2017-10-09 Thread Valeri Galtsev

On Mon, October 9, 2017 3:31 pm, Jon LaBadie wrote:
> On Mon, Oct 09, 2017 at 08:32:32PM +0200, Alexander Dalloz wrote:
>> Am 09.10.2017 um 17:54 schrieb Jonathan Billings:
>> > I think that the important learning points today are:
>> >
>> > 1.) CentOS7 (and any other distro that uses systemd) will have /run as
>> > a tmpfs filesystem, and /var/run points to /run on CentOS7, so even if
>> > you think this disagrees with the FHS, that's the way it is for
>> > CentOS.
>>
>> And fun fact: not only RHEL 7 and thus CentOS 7 does so, but too Debian
>> 9
>> and Ubuntu 16.04 LTS (I have no newer test install of that distro).
>>
>> And frankly speaking, I don't see any indication that this violates with
>> the
>> FHS and that /var/run must persist reboots.
>>
> Just the opposite, the FHS condones the CentOS arrangement.
>
> Under /var/run it says:
>
>   "In general, the requirements for /run shall also apply to /var/run.
>It is valid to implement /var/run as a symlink to /run."
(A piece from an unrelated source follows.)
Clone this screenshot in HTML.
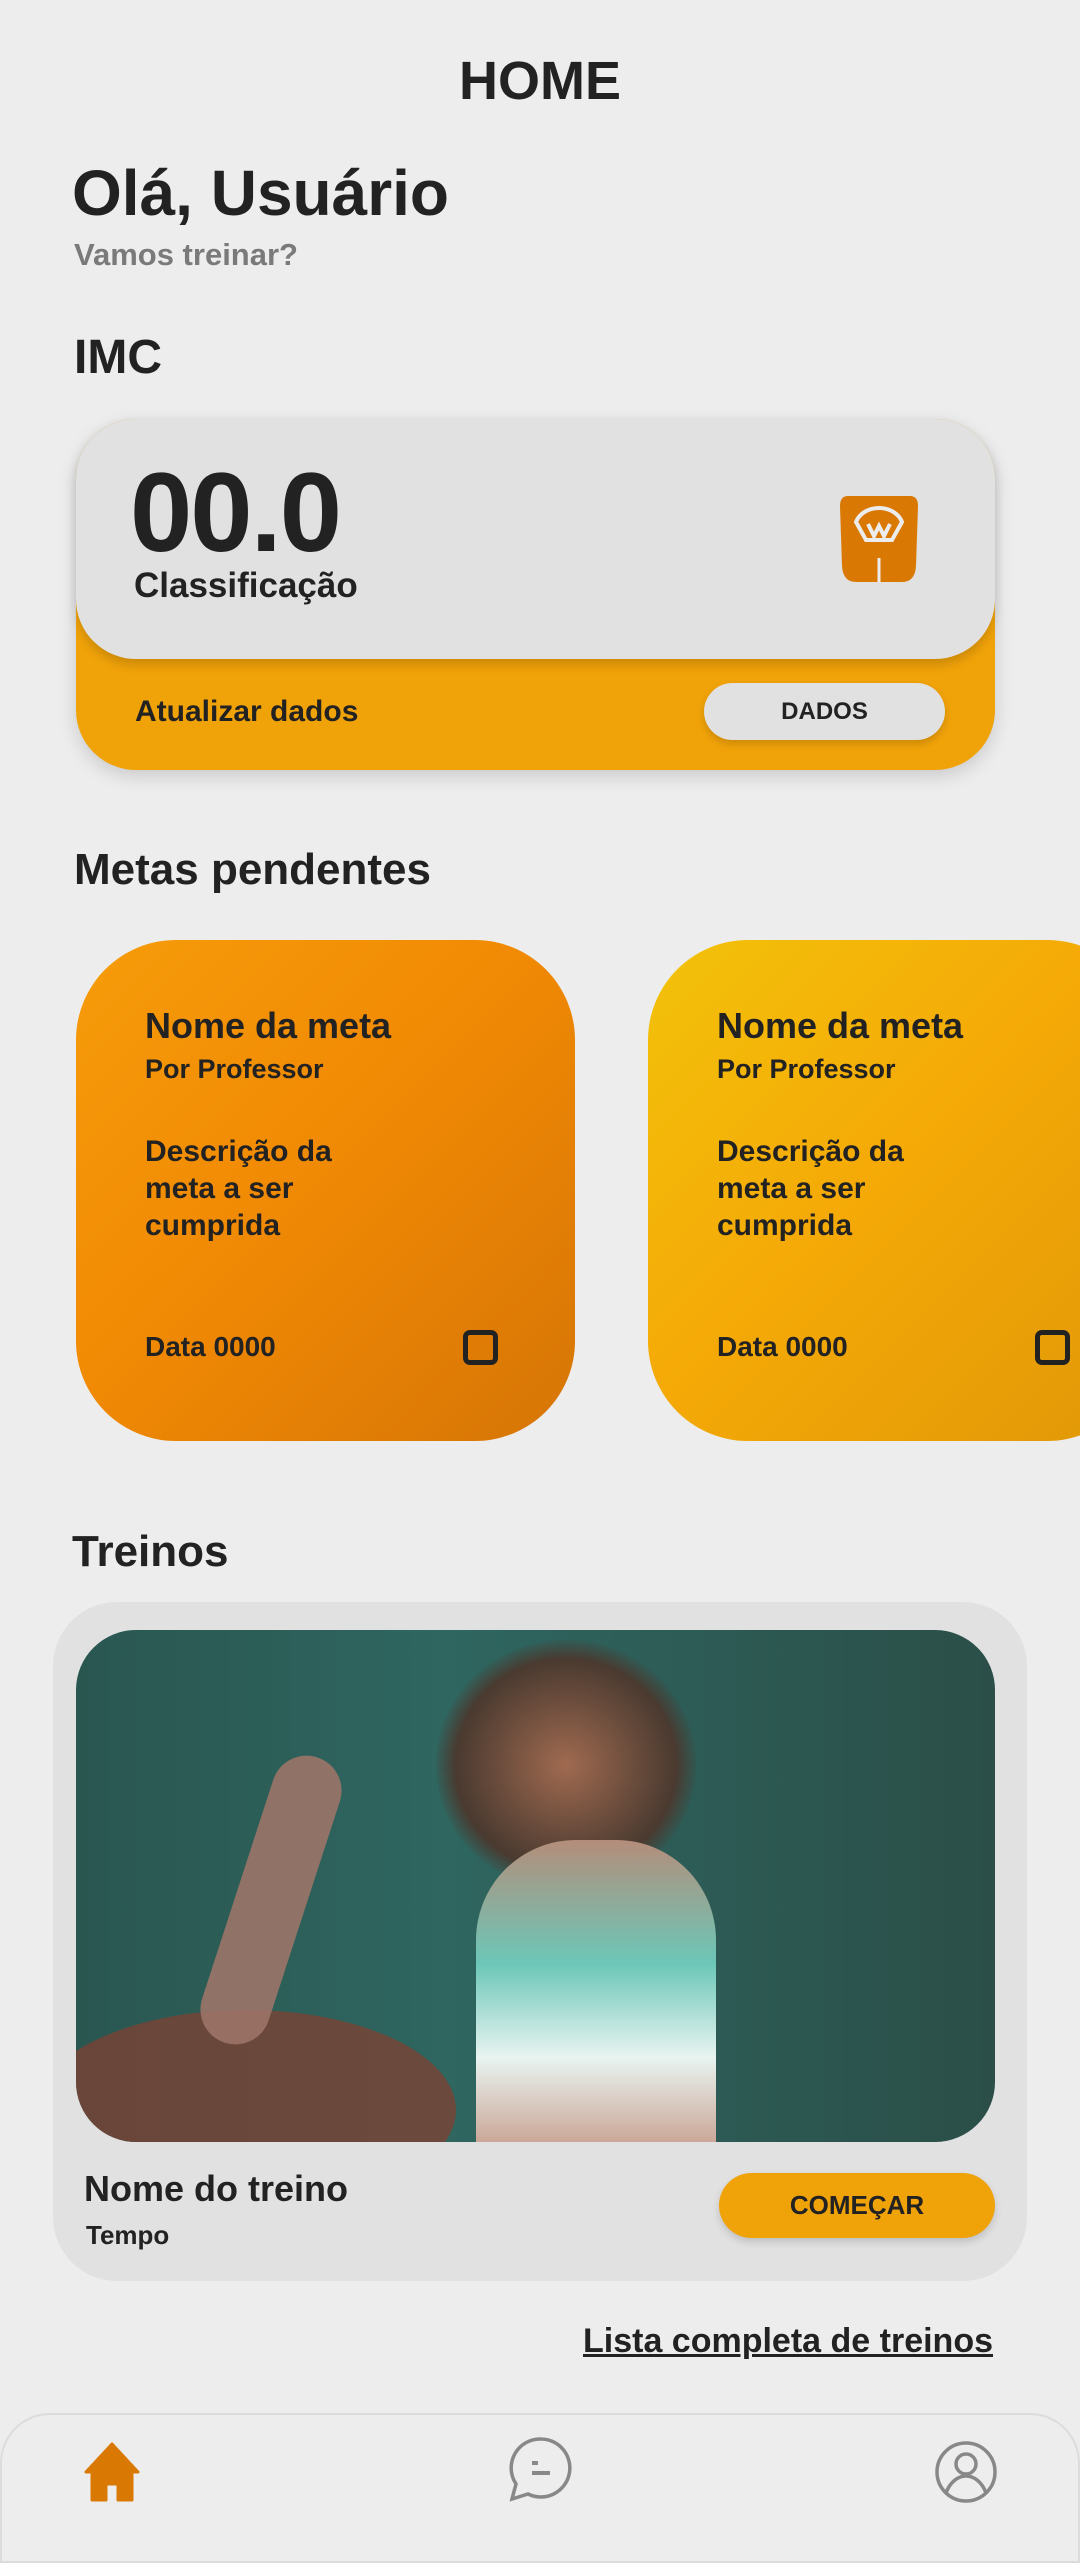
<!DOCTYPE html>
<html><head><meta charset="utf-8"><style>
*{margin:0;padding:0;box-sizing:border-box}
body{width:1080px;height:2529px;background:#ededed;font-family:"Liberation Sans",sans-serif;color:#222;position:relative;overflow:hidden}
.a{position:absolute;white-space:nowrap}
.b{font-weight:bold}
</style></head><body>
<div class="a b" style="left:0;width:1080px;text-align:center;top:50px;font-size:54px;">HOME</div>
<div class="a b" style="left:72px;top:156px;font-size:64px;">Olá, Usuário</div>
<div class="a b" style="left:74px;top:237px;font-size:31px;color:#7a7a7a">Vamos treinar?</div>
<div class="a b" style="left:74px;top:330px;font-size:48px;">IMC</div>

<div class="a" style="left:76px;top:419px;width:919px;height:351px;border-radius:60px;background:#f0a209;box-shadow:0 6px 18px rgba(0,0,0,.15)"></div>
<div class="a" style="left:76px;top:419px;width:919px;height:240px;border-radius:60px;background:#e1e1e1;box-shadow:0 6px 10px rgba(0,0,0,.15)"></div>
<div class="a b" style="left:130px;top:448px;font-size:112px;letter-spacing:-2px">00.0</div>
<div class="a b" style="left:134px;top:566px;font-size:35px;">Classificação</div>
<svg class="a" style="left:838px;top:496px" width="82" height="86" viewBox="0 0 82 86">
<path d="M10 0H72Q80 0 80 10L78 70Q77 86 64 86H18Q5 86 4 70L2 10Q2 0 10 0Z" fill="#d97904"/>
<path d="M41 12C30 12 21 18 18 26L28 44H54L64 26C61 18 52 12 41 12Z" fill="none" stroke="#ececec" stroke-width="4"/>
<path d="M30 28L36 40L41 30L46 40L52 28" fill="none" stroke="#ececec" stroke-width="4"/>
<path d="M41 62V86" stroke="#ececec" stroke-width="3"/>
</svg>
<div class="a b" style="left:135px;top:695px;font-size:30px;">Atualizar dados</div>
<div class="a b" style="left:704px;top:683px;width:241px;height:57px;border-radius:29px;background:#e1e1e1;text-align:center;line-height:57px;font-size:24px;box-shadow:0 4px 8px rgba(0,0,0,.15)">DADOS</div>

<div class="a b" style="left:74px;top:845px;font-size:44px;">Metas pendentes</div>

<div class="a" style="left:76px;top:940px;width:499px;height:501px;border-radius:100px;background:linear-gradient(135deg,#f69c0a,#f18a04 45%,#d67506)"></div>
<div class="a" style="left:648px;top:940px;width:499px;height:501px;border-radius:100px;background:linear-gradient(135deg,#f2c20a,#f5aa07 45%,#e09707)"></div>
<div class="a" style="left:145px;top:1005px;font-size:36px;" ><b>Nome da meta</b></div>
<div class="a b" style="left:145px;top:1054px;font-size:27px;">Por Professor</div>
<div class="a b" style="left:145px;top:1133px;font-size:30px;line-height:37px;">Descrição da<br>meta a ser<br>cumprida</div>
<div class="a b" style="left:145px;top:1331px;font-size:28px;">Data 0000</div>
<div class="a" style="left:463px;top:1330px;width:35px;height:35px;border:5px solid #222;border-radius:7px"></div>
<div class="a" style="left:717px;top:1005px;font-size:36px;"><b>Nome da meta</b></div>
<div class="a b" style="left:717px;top:1054px;font-size:27px;">Por Professor</div>
<div class="a b" style="left:717px;top:1133px;font-size:30px;line-height:37px;">Descrição da<br>meta a ser<br>cumprida</div>
<div class="a b" style="left:717px;top:1331px;font-size:28px;">Data 0000</div>
<div class="a" style="left:1035px;top:1330px;width:35px;height:35px;border:5px solid #222;border-radius:7px"></div>

<div class="a b" style="left:72px;top:1527px;font-size:44px;">Treinos</div>
<div class="a" style="left:53px;top:1602px;width:974px;height:679px;border-radius:64px;background:#e1e1e1"></div>
<div class="a" style="left:76px;top:1630px;width:919px;height:512px;border-radius:60px;overflow:hidden;background:linear-gradient(90deg,#2a5650,#2f6660 40%,#2b4e48)">
<div class="a" style="left:360px;top:10px;width:260px;height:250px;border-radius:50%;background:radial-gradient(#a06a50,#4a3a30 60%,transparent 72%)"></div>
<div class="a" style="left:400px;top:210px;width:240px;height:310px;border-radius:100px 100px 0 0;background:linear-gradient(180deg,#b48d7a,#6cc7b8 40%,#e8f4f1 70%,#c8a090)"></div>
<div class="a" style="left:-40px;top:380px;width:420px;height:200px;border-radius:50%;background:#7a4234;opacity:.8"></div>
<div class="a" style="left:160px;top:120px;width:70px;height:300px;transform:rotate(18deg);border-radius:35px;background:#9c7468;opacity:.9"></div>
</div>
<div class="a b" style="left:84px;top:2168px;font-size:36px;">Nome do treino</div>
<div class="a b" style="left:86px;top:2220px;font-size:26px;">Tempo</div>
<div class="a b" style="left:719px;top:2173px;width:276px;height:65px;border-radius:33px;background:#f0a209;text-align:center;line-height:65px;font-size:26px;box-shadow:0 4px 8px rgba(0,0,0,.15)">COMEÇAR</div>
<div class="a b" style="right:87px;top:2322px;font-size:34px;text-decoration:underline">Lista completa de treinos</div>

<div class="a" style="left:0;top:2413px;width:1080px;height:150px;border:2px solid #dcdcdc;border-radius:50px 50px 0 0;background:#ededed"></div>
<svg class="a" style="left:82px;top:2442px" width="60" height="60" viewBox="0 0 60 60"><path d="M30 2L4 30H10V58H24V42H36V58H50V30H56Z" fill="#d97904" stroke="#d97904" stroke-width="3" stroke-linejoin="round"/></svg>
<svg class="a" style="left:508px;top:2436px" width="66" height="66" viewBox="0 0 66 66"><path d="M33 3A29 29 0 1 1 20 58L4 63L8 48A29 29 0 0 1 33 3Z" fill="none" stroke="#888" stroke-width="3.5"/><path d="M24 27H30M24 37H42" stroke="#888" stroke-width="4"/></svg>
<svg class="a" style="left:934px;top:2440px" width="64" height="64" viewBox="0 0 64 64"><circle cx="32" cy="32" r="29" fill="none" stroke="#888" stroke-width="3.5"/><circle cx="32" cy="24" r="10" fill="none" stroke="#888" stroke-width="3.5"/><path d="M12 53C16 42 24 36 32 36S48 42 52 53" fill="none" stroke="#888" stroke-width="3.5"/></svg>
</body></html>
Indeed, there are many UNIX ties Linux had that were severed by hard work
of developing systemd and friends. I guess we just have to live with that
(sigh).

Valeri

>
> jl
> --
> Jon H. LaBadie j...@jgcomp.com
>  11226 South Shore Rd.  (703) 787-0688 (H)
>  Reston, VA  20190  (703) 935-6720 (C)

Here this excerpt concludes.